Third Quarter 2011 Highlights:
· | We increased our quarterly distribution for the fourth consecutive quarter. The $0.5775 per unit distribution declared for the third quarter of 2011 represents a 5% increase over the third quarter of 2010 and a 0.4% increase over second quarter 2011. |
· | Adjusted EBITDA attributable to Vanguard unitholders (a non-GAAP financial measure defined below) increased 67% to $37.0 million from $22.2 million in the third quarter of 2010 and increased 1% from the $36.5 million recorded in the second quarter of 2011. |
· | Distributable Cash Flow attributable to Vanguard unitholders (a non-GAAP financial measure defined below) increased 31% to $19.0 million from the $14.5 million generated in the third quarter of 2010 and decreased 26% sequentially over the $25.6 million generated in the second quarter of 2011. |
· | We reported net income attributable to Vanguard unitholders for the quarter of $75.9 million or $2.51 per basic unit compared to a reported net income of $1.9 million or $0.09 per basic unit in the third quarter of 2010; however, both quarters included special items. The recent quarter includes $107.7 million of non-cash unrealized net gains in our commodity and interest rate derivatives contracts, a $0.5 million non-cash gain on the acquisition of oil and natural gas properties, a $0.08 million non-cash compensation charge for the unrealized fair value of phantom units granted to management and $1.2 million in material transaction costs incurred on acquisitions and mergers. The 2010 third quarter results included $10.7 million of unrealized net losses in our commodity and interest rate derivatives contracts and a $0.06 million non-cash compensation charge for the unrealized fair value of phantom units granted to management. |
· | Adjusted Net Income attributable to Vanguard unitholders (a non-GAAP financial measure defined below) was $14.1 million in the third quarter of 2011 or $0.47 per basic unit, as compared to $12.7 million or $0.57 per basic unit, in the third quarter of 2010. |
· | Reported average production of 13,371 BOE per day in the third quarter of 2011 was up 163% over 5,076 BOE per day produced in the third quarter of 2010 and a 0.6% increase over second quarter of 2011. On a BOE basis, crude oil, natural gas liquids (“NGLs”) and natural gas accounted for 57%, 8%, and 35% of our production, respectively. The 163% increase in total production on a BOE basis is primarily due to our acquisition of Encore effective December 31, 2010. |
Due to the application of generally accepted accounting principles, please note that all production and reserve information reported at Vanguard reflect both Vanguard and Encore’s production and reserves on a consolidated basis which includes the approximate 53.4% ownership interest in Encore that Vanguard does not own.
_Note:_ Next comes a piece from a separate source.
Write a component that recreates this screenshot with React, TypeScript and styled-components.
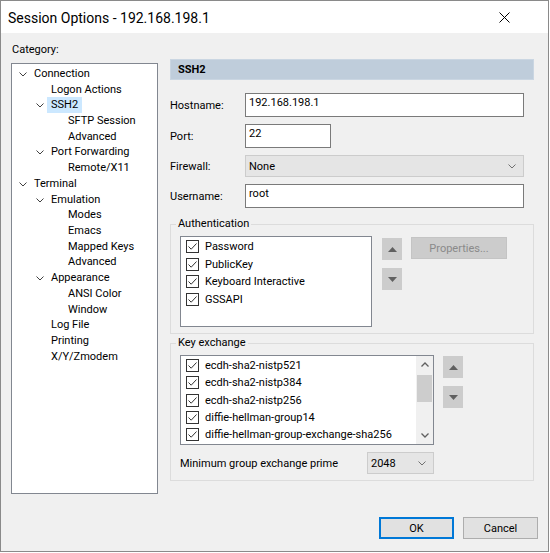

During the quarter we produced 2,585 MMcf of natural gas, 695,306 Bbls of oil, and 103,989 Bbls of NGLs, compared to the 1,289 MMcf of natural gas, 200,289 Bbls of oil and 52,244 Bbls of NGLs produced in the third quarter of 2010. Including the impact of our hedges in the third quarter of this year, we realized a net price of $8.00 per Mcf on natural gas sales, $76.89 per Bbl on crude oil sales, and $58.96 per barrel on NGL sales, for an average sales price of $65.25 per BOE (all excluding amortization of premiums paid and amortization of value on derivative contracts acquired).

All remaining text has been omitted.